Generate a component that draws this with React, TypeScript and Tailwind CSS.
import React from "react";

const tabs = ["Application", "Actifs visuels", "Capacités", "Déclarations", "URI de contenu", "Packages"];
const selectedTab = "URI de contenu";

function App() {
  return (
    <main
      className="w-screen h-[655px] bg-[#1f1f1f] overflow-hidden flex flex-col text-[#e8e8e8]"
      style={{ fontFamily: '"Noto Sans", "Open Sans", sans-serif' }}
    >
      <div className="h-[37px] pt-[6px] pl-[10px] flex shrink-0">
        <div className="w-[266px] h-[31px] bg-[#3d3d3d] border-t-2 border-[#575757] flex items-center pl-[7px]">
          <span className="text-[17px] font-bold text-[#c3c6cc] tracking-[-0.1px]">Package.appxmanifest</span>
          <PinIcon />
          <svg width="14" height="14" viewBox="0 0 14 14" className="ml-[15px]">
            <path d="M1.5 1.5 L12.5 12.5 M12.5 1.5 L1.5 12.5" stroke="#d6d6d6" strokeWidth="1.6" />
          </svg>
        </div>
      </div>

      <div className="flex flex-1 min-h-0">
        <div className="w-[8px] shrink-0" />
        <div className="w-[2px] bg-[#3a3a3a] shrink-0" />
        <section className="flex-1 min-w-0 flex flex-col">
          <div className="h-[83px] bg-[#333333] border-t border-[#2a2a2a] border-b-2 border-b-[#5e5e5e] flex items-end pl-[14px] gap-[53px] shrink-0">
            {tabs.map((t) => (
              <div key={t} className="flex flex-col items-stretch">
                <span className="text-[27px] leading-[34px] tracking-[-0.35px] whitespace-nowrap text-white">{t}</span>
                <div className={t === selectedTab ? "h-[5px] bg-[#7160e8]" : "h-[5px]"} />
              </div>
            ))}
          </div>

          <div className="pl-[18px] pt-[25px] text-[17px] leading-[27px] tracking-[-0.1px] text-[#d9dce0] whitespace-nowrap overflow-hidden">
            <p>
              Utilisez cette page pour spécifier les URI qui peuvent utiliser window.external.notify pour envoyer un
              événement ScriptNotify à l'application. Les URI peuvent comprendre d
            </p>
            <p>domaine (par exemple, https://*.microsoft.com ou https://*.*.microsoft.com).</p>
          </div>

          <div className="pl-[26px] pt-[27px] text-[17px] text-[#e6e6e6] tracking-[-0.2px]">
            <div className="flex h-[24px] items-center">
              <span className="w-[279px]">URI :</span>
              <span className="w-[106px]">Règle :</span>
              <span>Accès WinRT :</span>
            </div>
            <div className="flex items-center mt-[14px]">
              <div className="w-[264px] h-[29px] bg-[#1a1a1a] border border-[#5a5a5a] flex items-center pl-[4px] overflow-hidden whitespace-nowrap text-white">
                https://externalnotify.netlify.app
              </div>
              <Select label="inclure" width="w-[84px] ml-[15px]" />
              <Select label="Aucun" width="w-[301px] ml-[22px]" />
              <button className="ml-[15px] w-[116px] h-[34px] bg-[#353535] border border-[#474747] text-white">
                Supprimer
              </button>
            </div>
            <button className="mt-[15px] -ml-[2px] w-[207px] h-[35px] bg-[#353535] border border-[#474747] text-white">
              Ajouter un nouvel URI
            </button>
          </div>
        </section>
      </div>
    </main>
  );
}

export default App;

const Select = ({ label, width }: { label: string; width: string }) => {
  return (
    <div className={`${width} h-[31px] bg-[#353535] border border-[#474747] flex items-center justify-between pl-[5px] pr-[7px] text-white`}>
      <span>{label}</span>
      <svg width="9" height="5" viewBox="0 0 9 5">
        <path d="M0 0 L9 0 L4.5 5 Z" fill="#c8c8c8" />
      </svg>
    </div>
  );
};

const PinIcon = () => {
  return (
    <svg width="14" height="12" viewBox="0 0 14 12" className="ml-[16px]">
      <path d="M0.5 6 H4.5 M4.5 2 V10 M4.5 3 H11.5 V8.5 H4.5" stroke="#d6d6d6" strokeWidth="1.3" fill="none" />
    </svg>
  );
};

● ● ● ● ● ● ●

**What to produce**.
Gather all lines from the listing above in which "React" occurs.

**Solved problem**.
Generate a component that draws this with React, TypeScript and Tailwind CSS.
import React from "react";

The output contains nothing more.